Chapter V: The Wedding Festivities at Cana

John ii. 1-11



Left with these five disciples Jesus kept on along the road northwards.  Without any train or beasts of burden, they were able to make their camp at Sichem on the first night, taking En-Gannim for the second; and from this point, after crossing the plain of Esdralon, they soon reached Nazareth.  On their arrival they did not find Mary; for "on the third day there was a wedding celebration at Cana of Galilee, and the Mother of Jesus was there." As He also was invited to take part in their merry-makings, Jesus, in company with His disciples, pushed onwards to Cana that same evening.  It was just at the hour when the ceremonies of the marriage were about to commence, and the Lord, on His arrival, could assist as a guest at the most brilliant spectacle of all, the procession formed by the bridal couple, surrounded by the whole family.4  Sacred writers allude so often to the nuptial festivals, that it would suffice merely to collect the words in which they have referred to them, in order to restore for us the bright pageant which was enacted before the eyes of Jesus.

The bride's preparations for this great today were matters of the weightiest moment.  From the instant she stepped from her perfumed bath, she shed around her such a wealth of fragrance that Solomon compares her, wrapped in her long veils, to a cloud of incense floating over the earth.  These veils are a distinctive feature of the betrothed maiden; not only covering the head, but enwreathing the whole body, and concealing from sight the white and gold-embroidered robe, her jewels, the virgin's girdle, (which no one might unclasp save only the joyous spouse), and the crown of myrtle that encircled her brow.

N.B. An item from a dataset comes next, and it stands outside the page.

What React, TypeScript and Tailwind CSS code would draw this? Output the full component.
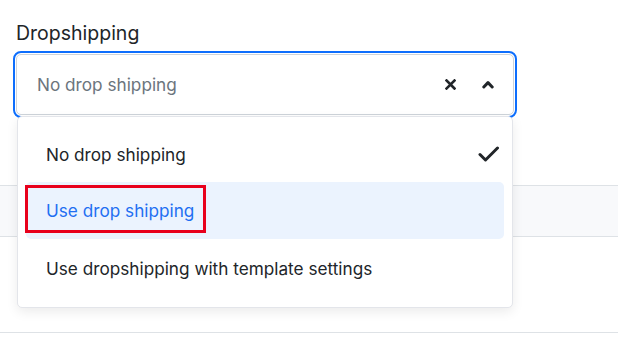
import React from "react";

export default function App() {
  return (
    <div className="w-[618px] h-[350px] bg-white overflow-hidden font-['Inter','Noto_Sans',sans-serif] text-[#212529]">
      <div className="px-4 pt-[21px]">
        <label className="block text-[19.5px] leading-[24px] text-[#212529]">Dropshipping</label>
        <div className="relative mt-[9px] z-10 w-[498px]">
          <div className="h-[61px] rounded-[5px] border border-[#ced4da] outline-2 outline-offset-1 outline-[#0d6efd] flex items-center pl-[20px] pr-[19px] bg-white">
            <span className="flex-1 text-[17.2px] text-[#6c757d] pt-[1px]">No drop shipping</span>
            <svg width="11" height="11" viewBox="0 0 11 11" className="mr-[26px]">
              <path d="M1.5 1.5 L9.5 9.5 M9.5 1.5 L1.5 9.5" stroke="#212529" strokeWidth="2.6" strokeLinecap="square" fill="none" />
            </svg>
            <svg width="12" height="9" viewBox="0 0 12 9">
              <path d="M1.8 7 L6 2.6 L10.2 7" stroke="#212529" strokeWidth="3" strokeLinecap="round" strokeLinejoin="round" fill="none" />
            </svg>
          </div>
          <div className="absolute top-full left-[1px] right-[1px] mt-[1px] rounded-[5px] border border-[#e3e5ea] bg-white shadow-[0_4px_12px_rgba(0,0,0,0.08)] pt-[8px] pb-[11px] px-[8px]">
            <div className="h-[57px] flex items-center pl-[20px] pr-[4px] pt-[2px] text-[17.2px] text-[#212529]">
              <span className="flex-1">No drop shipping</span>
              <svg width="22" height="18" viewBox="0 0 22 18" className="-mt-[2px]">
                <path d="M2 9.5 L7.5 15 L19.5 3" stroke="#212529" strokeWidth="3" strokeLinecap="round" strokeLinejoin="round" fill="none" />
              </svg>
            </div>
            <div className="relative h-[57px] flex items-center pl-[20px] rounded-[5px] bg-[#ebf3fe] text-[17.2px] text-[#1f6ff2]">
              <span>Use drop shipping</span>
              <div className="absolute left-[-1px] top-[3px] w-[181px] h-[48px] border-[3px] border-[#e8001c]" />
            </div>
            <div className="h-[57px] flex items-center pl-[20px] pt-[2px] text-[17.2px] text-[#212529]">
              Use dropshipping with template settings
            </div>
          </div>
        </div>
      </div>
      <div className="mt-[70px] h-[52px] border-y border-[#dee2e6] bg-[#f8f9fb]" />
      <div className="h-[96px] border-b border-[#dee2e6]" />
    </div>
  );
}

The young maid, thus attired at the hands of her girl companions, awaited the arrival of the bridal retinue.  By her side the paranymph, or bridesmaid, kept watch with the ten virgins, who must needs accompany her with lamps in their hands.  It was generally at a late hour that the cry rang out: "Behold the bridegroom is here!  Come ye out to meet him!" In those lovely nights of the Orient, which well-nigh surpassed anything our days can boast in the way of soft splendour and delicious balminess, the procession advances, led first by a troupe of singers, their voices mingling with the notes of the flute and a clash of tambourines; while, last of all, comes the bridegroom, gorgeously clad, his forehead wreathed with a golden turban entwined with myrtle and rose.  About him march his ten friends, called "Sons of the Groom," holding palm branches in their hands; while his kinsmen, acting as his escort, bear lighted torches, and the daughters of Israel greet him on every hand with their laughing compliments.  The bridegroom and his companions enter within the dwelling of the young maiden, and, taking her by the hand, he leads her toward the threshold; and here he receives the tables of stone on which is inscribed the dowry; whereupon, in merry marching train, the guests retrace their way back to the house of the fortunate youth.

The Bride and Groom. J-J Tissot.
A banquet is there made ready, which always lasted for many a long an hour, enlivened by the gay enigmas and bright sallies of wit.  A whole week, sometimes even two, slipped by amid such rejoicings; and so, to put somewhat of a check on this immoderate joy, and to recall their minds to thoughts of graver things, it was the custom from time to time, for someone to shatter the wine glasses of the happy pair.  This was indeed to show forth in action that thought of the ancient mime:

"Fortuna  vitrea est, tum quum spendet frangitur."5
(Fortune is of glass; she glitters just at the moment of breaking)

Toute notre félicité,
Sujette à l'instabilité,
En moins de rien tombe par terre:
Et comme elle a l'éclat du verre,
Elle en a la fragilité!


(All our happiness,
Suffering from instability,
In an instant may come down to earth;
And just as it has the sparkle of glass,
It also has its fragility!)

In the time of Jesus, were there the same symbolic rites performed which today are peculiar to Jewish marriages, beside the ceremonies already mentioned, — the long white napkins stretched over the head of the newly wed, who sit with their hands clasped under the veil, while the ring is slipped on the finger of the bride in token of their indissoluble union.  The sacred writings make no mention of these; they only tell how the guests conduct the lady to the nuptial chamber, where her couch was set in state beneath the canopy, sometimes even, (if we make credit Jewish authorities), under a bower of blossoms.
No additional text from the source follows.